Yeshoua bèn Iosseph n’annonce pas d’autre Dieu que celui de Moshè (Moïse). A contrario, il ne pouvait tenir d’autre enseignement dans les synagogues. Les évangiles montrent que Yeshoua prend du champ avec la collectivité cultuelle juive jusqu’à entrer en hérésie et le payer de sa vie. Il n’est pas sans pertinence de soutenir que Yeshoua ait, à une certaine heure, rejeté la pratique cultuelle des juifs (cf. commentaires de l’ouvrage de Marcel Légaut « Méditation d'un chrétien » dans « Quelques nouvelles » n° 185, Janvier 2006) . Pour autant, les versets précités montrent que Yeshoua poursuit quotidiennement ses enseignements dans les synagogues après son retour du désert (Mt 4 : 1 et suiv.). Par ailleurs, il évolue dans la culture juive qui est sienne (« Chema Israël … » « Ecoute Israël… » cf. Mc 12 :29). A cet égard, il est distrayant de constater qu’il répond, dans la grande tradition dialectique juive (appelée « pilpoul »), à une question par une autre question : « Je vous poserai moi aussi une seule question, et si vous m’y répondez je vous dirai […] » (Mt 21 : 23-24) . Yeshoua ne nous invite pas à rechercher d’autre Dieu que celui des patriarches. Il remonte à sa source en partant de la Galilée pour rejoindre au Jourdain (Mt 3 :13) celui qu’annonçait le prophète Isaïe (Mt 3 : 3).

La première caractéristique de ce Dieu est d’être unique. Unique et non démembrable. Le premier texte annonçant le récit évangélique apparaît en l’an 150 et est attribué à Marc. Il a été écrit vers 60-70, au moment où les légions romaines détruisirent le Temple de Jérusalem. S’inspireront de ce texte les récits de Matthieu (en 80 ?), puis celui de Luc (en 90 ?). Celui de Jean est le plus tardif, il aurait été écrit en 100-110 ( ?). Trois des évangélistes, Matthieu, Luc et Marc exposent l’épisode au cours duquel un scribe interroge Yeschoua à propos du premier des commandements (Mt 22 : 34-40 ; Lc 10 : 25-28 ; Marc 12 : 28-34). Seul, celui attribué à Marc, qui a inspiré les deux autres, introduit la notion d’unicité de Dieu (Mc 12 : 28 à 34). À la question du scribe, Yeshoua répond : « Voici le commandement le plus important : Ecoute, Israël, l’Eternel est notre Dieu, il est le seul Dieu » (Mc 12 :29) . Observons que la réponse est exprimée dans les termes mêmes du deutéronome (« Chema Israël Adonaï elohenou, Adonaï ehad» au Dt 6 : 4 qui peut se traduire par : « Ecoute, Israël, l’Eternel est notre Dieu, l’Eternel est Un »). « Maître, lui dit le spécialiste de la Loi, tu as dit vrai : il n’y a qu’un seul Dieu (1) , il n’y en a pas d’autre que lui (2) » (Mc 12 : 32).
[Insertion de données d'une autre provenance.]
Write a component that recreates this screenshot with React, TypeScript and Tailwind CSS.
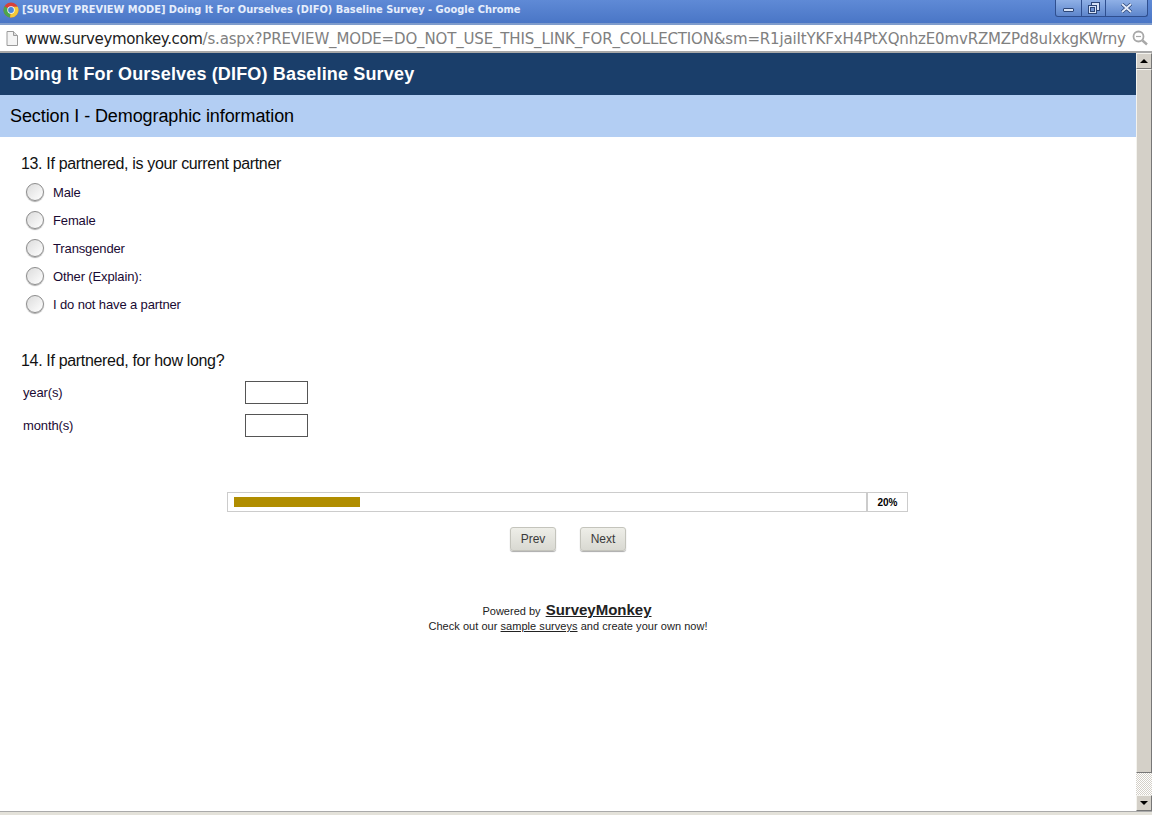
const choices = ["Male", "Female", "Transgender", "Other (Explain):", "I do not have a partner"];

function ChromeLogo() {
  return (
    <svg width="16" height="16" viewBox="0 0 16 16" className="shrink-0">
      <circle cx="8" cy="8" r="7.5" fill="#d8403a" />
      <path d="M8 8 L1.5 4.2 A7.5 7.5 0 0 0 7 15.4 Z" fill="#4ca64c" />
      <path d="M8 8 L7 15.4 A7.5 7.5 0 0 0 14.8 4.8 L8 4.8 Z" fill="#f2c93a" />
      <circle cx="8" cy="8" r="3.7" fill="#fff" />
      <circle cx="8" cy="8" r="2.9" fill="#4a86d8" />
    </svg>
  );
}

function PageIcon() {
  return (
    <svg width="12" height="15" viewBox="0 0 12 15" className="shrink-0">
      <path d="M1 .5 H7.5 L11.5 4.5 V14.5 H1 Z" fill="#f4f4f4" stroke="#9a9a9a" />
      <path d="M7.5 .5 V4.5 H11.5" fill="#dcdcdc" stroke="#9a9a9a" />
    </svg>
  );
}

function SearchIcon() {
  return (
    <svg width="16" height="16" viewBox="0 0 16 16" className="shrink-0">
      <circle cx="6.5" cy="6.5" r="5" fill="none" stroke="#a8a8a8" strokeWidth="1.8" />
      <path d="M4 6.5 H9" stroke="#a8a8a8" strokeWidth="1.2" />
      <path d="M10.5 10.5 L15 14.5" stroke="#a8a8a8" strokeWidth="2.4" />
    </svg>
  );
}

function WindowControls() {
  return (
    <div className="flex h-[17px] w-[93px] overflow-hidden rounded-b-[3px] border border-t-0 border-[#2f4f8f] bg-gradient-to-b from-[#8fb0e6] to-[#5e86cc]">
      <div className="flex w-[26px] items-end justify-center border-r border-[#2f4f8f] pb-1">
        <div className="h-[4px] w-[11px] rounded-[1px] border border-[#2c4678] bg-[#d6e2f6]" />
      </div>
      <div className="flex w-[24px] items-center justify-center border-r border-[#2f4f8f]">
        <svg width="12" height="12" viewBox="0 0 12 12">
          <rect x="3.5" y=".5" width="8" height="8" fill="#d6e2f6" stroke="#2c4678" />
          <rect x=".5" y="3.5" width="8" height="8" fill="#d6e2f6" stroke="#2c4678" />
          <rect x="2.5" y="5.5" width="4" height="4" fill="#6f93d2" stroke="#2c4678" />
        </svg>
      </div>
      <div className="flex flex-1 items-center justify-center">
        <svg width="13" height="10" viewBox="0 0 13 10">
          <path d="M2 1 L11 9 M11 1 L2 9" stroke="#2c4678" strokeWidth="3.4" />
          <path d="M2 1 L11 9 M11 1 L2 9" stroke="#e4ecfa" strokeWidth="1.8" />
        </svg>
      </div>
    </div>
  );
}

function Radio({ label }: { label: string }) {
  return (
    <label className="flex h-[28px] items-center">
      <span className="ml-[26px] h-[18px] w-[18px] shrink-0 rounded-full border border-[#8c8c8c] bg-gradient-to-br from-[#dcdcdc] to-white shadow-[0_1px_1px_#aaa]" />
      <span className="ml-[9px] pt-[1px] text-[13px] tracking-[-0.13px] text-[#1a0a33]">{label}</span>
    </label>
  );
}

function NumberRow({ label }: { label: string }) {
  return (
    <div className="flex h-[33px] items-center pl-[23px]">
      <span className="w-[222px] text-[13px] tracking-[-0.13px] text-[#1a0a33]">{label}</span>
      <input className="h-[23px] w-[63px] border border-[#555] bg-white" />
    </div>
  );
}

function NavButton({ label }: { label: string }) {
  return (
    <button className="h-[24px] w-[46px] rounded-[3px] border border-[#c4c4bc] bg-gradient-to-b from-[#eeeee8] to-[#d9d9d2] text-[12px] text-[#3a3a3a] shadow-[0_1px_1px_#aaa]">
      {label}
    </button>
  );
}

function Scrollbar() {
  return (
    <div className="flex w-[16px] shrink-0 flex-col bg-[#e6e4dc]">
      <div className="flex h-[16px] items-center justify-center border border-[#f4f3ee] border-r-[#777] border-b-[#777] bg-[#d4d0c8]">
        <div className="h-0 w-0 border-x-[4px] border-b-[4px] border-x-transparent border-b-black" />
      </div>
      <div className="h-[704px] border border-[#f4f3ee] border-r-[#777] border-b-[#777] bg-[#d4d0c8]" />
      <div className="flex-1 bg-[repeating-conic-gradient(#d4d0c8_0%_25%,#fff_0%_50%)] bg-[length:2px_2px]" />
      <div className="flex h-[16px] items-center justify-center border border-[#f4f3ee] border-r-[#777] border-b-[#777] bg-[#d4d0c8]">
        <div className="h-0 w-0 border-x-[4px] border-t-[4px] border-x-transparent border-t-black" />
      </div>
    </div>
  );
}

export default function App() {
  return (
    <div className="flex h-[815px] w-[1152px] flex-col overflow-hidden bg-white font-['Liberation_Sans',Arial,sans-serif]">
      <div className="flex h-[23px] shrink-0 items-start justify-between bg-gradient-to-b from-[#5f8ad6] to-[#4a76c6] pl-[3px] pr-[4px]">
        <div className="flex items-center gap-[3px] pt-[2px]">
          <ChromeLogo />
          <span className="pt-[1px] font-['DejaVu_Sans',sans-serif] text-[9.85px] font-bold text-[#e6eefc]">
            [SURVEY PREVIEW MODE] Doing It For Ourselves (DIFO) Baseline Survey - Google Chrome
          </span>
        </div>
        <WindowControls />
      </div>
      <div className="flex h-[30px] shrink-0 items-center border-y-[2px] border-t-[#7f9ccc] border-b-[#a8a8a8] bg-white pl-[6px] pr-[4px]">
        <PageIcon />
        <div className="ml-[7px] mr-[6px] flex-1 whitespace-nowrap pt-[2px] font-['DejaVu_Sans',sans-serif] text-[15px] tracking-[-0.37px]">
          <span className="text-[#222]">www.surveymonkey.com</span>
          <span className="tracking-[-0.155px] text-[#808080]">/s.aspx?PREVIEW_MODE=DO_NOT_USE_THIS_LINK_FOR_COLLECTION&amp;sm=R1jaiItYKFxH4PtXQnhzE0mvRZMZPd8uIxkgKWrny</span>
        </div>
        <SearchIcon />
      </div>
      <div className="flex min-h-0 flex-1">
        <main className="flex min-w-0 flex-1 flex-col">
          <h1 className="flex h-[42px] shrink-0 items-center bg-[#1a3e6a] pl-[10px] text-[18px] font-bold tracking-[0.16px] text-white">
            Doing It For Ourselves (DIFO) Baseline Survey
          </h1>
          <h2 className="flex h-[42px] shrink-0 items-center bg-[#b3cef3] pl-[10px] text-[18px] tracking-[-0.09px] text-black">
            Section I - Demographic information
          </h2>
          <section className="pt-[18px]">
            <p className="pl-[21px] text-[16px] leading-[18px] tracking-[-0.34px] text-[#111]">13. If partnered, is your current partner</p>
            <div className="mt-[5px]">
              {choices.map((c) => (
                <Radio key={c} label={c} />
              ))}
            </div>
          </section>
          <section className="pt-[34px]">
            <p className="pl-[21px] text-[16px] leading-[18px] tracking-[-0.33px] text-[#111]">14. If partnered, for how long?</p>
            <div className="mt-[6px]">
              <NumberRow label="year(s)" />
              <NumberRow label="month(s)" />
            </div>
          </section>
          <div className="ml-[227px] mt-[50px] flex h-[20px] w-[681px] border border-[#ccc]">
            <div className="flex flex-1 items-center border-r-2 border-[#ccc] pl-[6px]">
              <div className="h-[10px] w-[126px] bg-[#b08d00]" />
            </div>
            <div className="flex w-[39px] items-center justify-center text-[10px] font-bold text-black">20%</div>
          </div>
          <div className="ml-[510px] mt-[15px] flex gap-[24px]">
            <NavButton label="Prev" />
            <NavButton label="Next" />
          </div>
          <footer className="mt-[51px] text-center text-[11px] leading-[15px] text-[#222]">
            <p className="pr-[2px]">
              Powered by{" "}
              <a className="ml-[2px] text-[15px] font-bold underline">SurveyMonkey</a>
            </p>
            <p className="tracking-[0.04px]">
              Check out our <a className="underline">sample surveys</a> and create your own now!
            </p>
          </footer>
        </main>
        <Scrollbar />
      </div>
      <div className="h-[4px] shrink-0 border-t border-[#aaa] bg-[#e4e2da]" />
    </div>
  );
}
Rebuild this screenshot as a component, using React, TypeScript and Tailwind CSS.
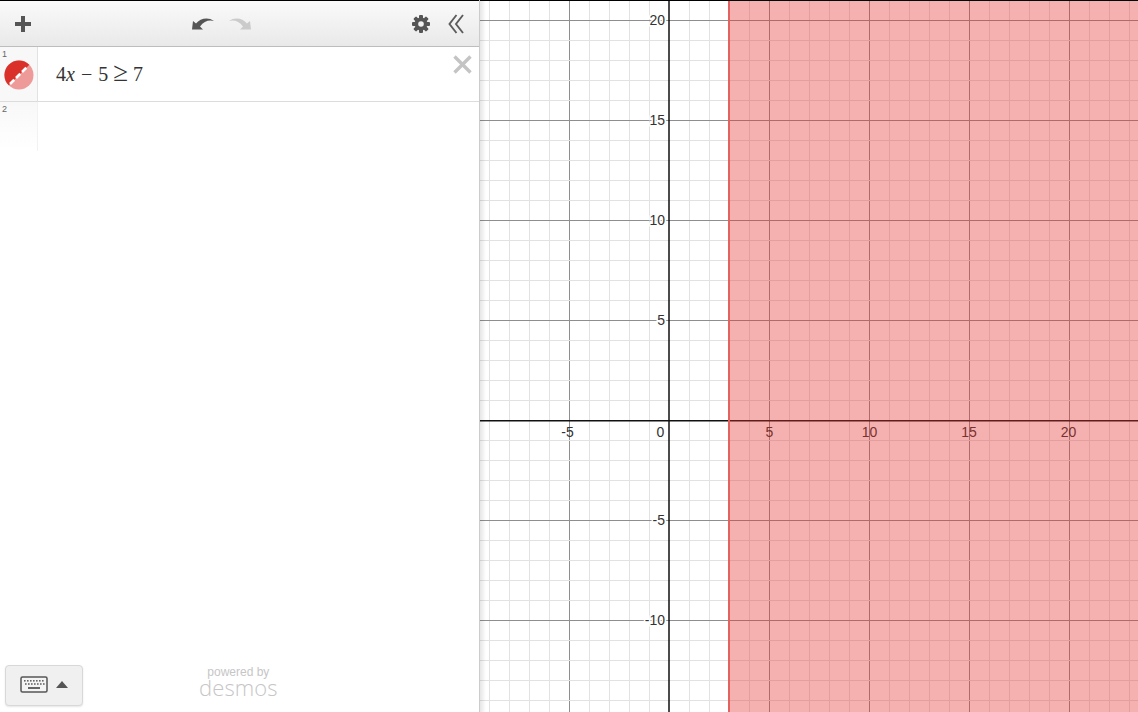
import React from "react";

const W = 658;
const H = 712;
const ox = 189.5;
const oy = 420.5;
const xs: number[] = [];
for (let i = -9; i <= 24; i++) xs.push(i);
const ys: number[] = [];
for (let i = -14; i <= 21; i++) ys.push(i);

function Graph() {
  const xl = [
    { t: "-5", x: 87.5 },
    { t: "0", x: 180.5 },
    { t: "5", x: 289.5 },
    { t: "10", x: 389.5 },
    { t: "15", x: 489 },
    { t: "20", x: 588.5 },
  ];
  const yl = [
    { t: "20", y: 20 },
    { t: "15", y: 120 },
    { t: "10", y: 220 },
    { t: "5", y: 320 },
    { t: "-5", y: 520 },
    { t: "-10", y: 620 },
  ];
  return (
    <svg width={W} height={H} viewBox={`0 0 ${W} ${H}`} className="block" shapeRendering="crispEdges">
      <rect width={W} height={H} fill="#fff" />
      {xs.filter((i) => i !== 0).map((i) => (
        <line key={"x" + i} x1={ox + i * 20} x2={ox + i * 20} y1={0} y2={H} stroke={i % 5 === 0 ? "#8e8e8e" : "#e2e2e2"} />
      ))}
      {ys.filter((i) => i !== 0).map((i) => (
        <line key={"y" + i} y1={oy - i * 20} y2={oy - i * 20} x1={0} x2={W} stroke={i % 5 === 0 ? "#8e8e8e" : "#e2e2e2"} />
      ))}
      <rect x={188.25} y={0} width={1.5} height={H} fill="#111" shapeRendering="auto" />
      <rect x={0} y={420} width={W} height={1.5} fill="#111" shapeRendering="auto" />
      <g fontFamily="'Liberation Sans', Arial, sans-serif" fontSize={14} fill="#333" shapeRendering="auto">
        {xl.map((l) => (
          <text key={l.t} x={l.x} y={437} textAnchor="middle">
            {l.t}
          </text>
        ))}
        {yl.map((l) => (
          <text key={l.t} x={185} y={l.y + 5} textAnchor="end" stroke="#fff" strokeWidth={3} paintOrder="stroke">
            {l.t}
          </text>
        ))}
      </g>
      <rect x={249} y={0} width={W - 249} height={H} fill="#e6332e" fillOpacity={0.38} />
      <rect x={248} y={0} width={2} height={H} fill="#e26161" />
    </svg>
  );
}

function Plus() {
  return (
    <svg width="18" height="18" viewBox="0 0 18 18">
      <path d="M7 1h4v6h6v4h-6v6H7v-6H1V7h6z" fill="#555" />
    </svg>
  );
}

function Undo({ flip, color }: { flip?: boolean; color: string }) {
  return (
    <svg width="22" height="13" viewBox="0 0 22 13" style={flip ? { transform: "scaleX(-1)" } : undefined}>
      <path d="M0 12.5 L1 4 L4 6.5 C8 1.5 16 -0.5 22 4 C17 2.5 12 4 8 9.5 L11 12.5 Z" fill={color} />
    </svg>
  );
}

function Gear() {
  const teeth = [0, 45, 90, 135];
  return (
    <svg width="18" height="18" viewBox="0 0 18 18">
      {teeth.map((a) => (
        <rect key={a} x="7" y="0" width="4" height="18" rx="1" fill="#555" transform={`rotate(${a} 9 9)`} />
      ))}
      <circle cx="9" cy="9" r="6.5" fill="#555" />
      <circle cx="9" cy="9" r="2.8" fill="#f0f0f0" />
    </svg>
  );
}

function Chevrons() {
  return (
    <svg width="16" height="20" viewBox="0 0 16 20" fill="none" stroke="#5c5c5c" strokeWidth="1.9">
      <path d="M8.5 1 L1.5 10 L8.5 19" />
      <path d="M15 1 L8 10 L15 19" />
    </svg>
  );
}

function ColorIcon() {
  return (
    <svg width="30" height="30" viewBox="0 0 30 30">
      <circle cx="15" cy="15" r="14.5" fill="#ee9a98" />
      <path d="M4.7 25.3 A14.5 14.5 0 0 1 25.3 4.7 Z" fill="#d9302a" />
      <line x1="6" y1="24" x2="24" y2="6" stroke="#fff" strokeWidth="2.6" strokeDasharray="6 2.5" />
    </svg>
  );
}

function Keyboard() {
  return (
    <svg width="28" height="17" viewBox="0 0 28 17">
      <rect x="1" y="1" width="26" height="15" rx="1.5" fill="#f4f4f4" stroke="#555" strokeWidth="1.5" />
      {[4, 7, 10, 13, 16, 19, 22].map((x) => (
        <rect key={x} x={x} y="4" width="1.6" height="1.6" fill="#666" />
      ))}
      {[5, 8, 11, 14, 17, 20, 23].map((x) => (
        <rect key={x} x={x} y="7.2" width="1.6" height="1.6" fill="#666" />
      ))}
      <rect x="8" y="11" width="12" height="2" fill="#666" />
    </svg>
  );
}

export default function App() {
  return (
    <div className="flex h-[712px] w-[1138px] overflow-hidden bg-white font-['Liberation_Sans',Arial,sans-serif]">
      <div className="relative flex w-[480px] shrink-0 flex-col border-r border-[#ccc]">
        <div className="flex h-[47px] items-center border-t border-b border-t-black border-b-[#bdbdbd] bg-gradient-to-b from-[#fafafa] to-[#e9e9e9] pl-[14px] pr-[15px]">
          <Plus />
          <div className="ml-[160px] flex items-center gap-[15px] pb-[1px]">
            <Undo color="#555" />
            <Undo flip color="#cbcbcb" />
          </div>
          <div className="ml-auto flex items-center gap-[18px]">
            <Gear />
            <Chevrons />
          </div>
        </div>

        <div className="relative flex h-[55px] border-b border-[#dcdcdc]">
          <div className="relative flex w-[38px] shrink-0 items-center justify-center border-r border-[#e2e2e2] bg-[#f8f8f8] pt-[1px]">
            <span className="absolute left-[2px] top-[2px] text-[9px] leading-[10px] text-[#666]">1</span>
            <ColorIcon />
          </div>
          <div className="flex items-center pb-[3px] pl-[18px]">
            <div className="flex items-baseline whitespace-nowrap font-['Liberation_Serif',serif] text-[20px] leading-[26px] text-[#333]">
              <span>4</span>
              <i>x</i>
              <span className="ml-[6px] mr-[6px]">−</span>
              <span>5</span>
              <span className="ml-[5px] mr-[5px] text-[27px] leading-[26px] font-light">≥</span>
              <span>7</span>
            </div>
          </div>
          <svg className="absolute right-[7px] top-[8px]" width="19" height="19" viewBox="0 0 19 19" stroke="#c4c4c4" strokeWidth="3.4">
            <path d="M1.5 1.5 L17.5 17.5 M17.5 1.5 L1.5 17.5" />
          </svg>
        </div>

        <div className="flex h-[49px]">
          <div className="relative w-[38px] shrink-0 border-r border-[#f2f2f2] bg-gradient-to-b from-[#f8f8f8] to-white">
            <span className="absolute left-[2px] top-[2px] text-[9px] leading-[10px] text-[#666]">2</span>
          </div>
        </div>

        <div className="mt-auto flex items-end pb-[6px] pl-[5px]">
          <div className="flex h-[41px] w-[78px] items-center justify-center gap-[8px] rounded-[4px] border border-[#d8d8d8] bg-[#f0f0f0] pb-[2px] shadow-[0_1px_2px_rgba(0,0,0,0.1)]">
            <Keyboard />
            <svg width="12" height="7" viewBox="0 0 12 7">
              <path d="M6 0 L12 7 H0 Z" fill="#555" />
            </svg>
          </div>
          <div className="ml-[116px] flex flex-col items-center pb-[8px] text-[#c6c6c6]">
            <span className="text-[12px] leading-[12px]">powered by</span>
            <span className="-mt-[2px] font-['Open_Sans',sans-serif] text-[22px] leading-[22px] font-light tracking-[0.1px]">desmos</span>
          </div>
        </div>
      </div>
      <div className="relative flex-1">
        <Graph />
        <div className="absolute left-0 right-0 top-0 h-px bg-black" />
        <div className="absolute left-0 top-0 h-full w-[6px] bg-gradient-to-r from-black/10 to-transparent" />
      </div>
    </div>
  );
}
Nous avons ici la première validation par un expert de l’écriture sacrée de l’unicité de Dieu, telle qu’elle ressort des textes mosaïques. De manière quelque peu juridique, elle se fonde successivement, d’abord sur Dt 6 : 4 (précité), puis sur Dt 4 : 35 (« l’Eternel est Dieu, il n’y en a point d’autre »). Une deuxième validation provient avec autorité du rabbi Yeshoua bèn Iosseph qui considère que l’intelligence de cette réponse approche son auteur du royaume de Dieu (Mc 12 : 34). Ceci laisse sans voix les contemporains du maître (Mc 12 : 34).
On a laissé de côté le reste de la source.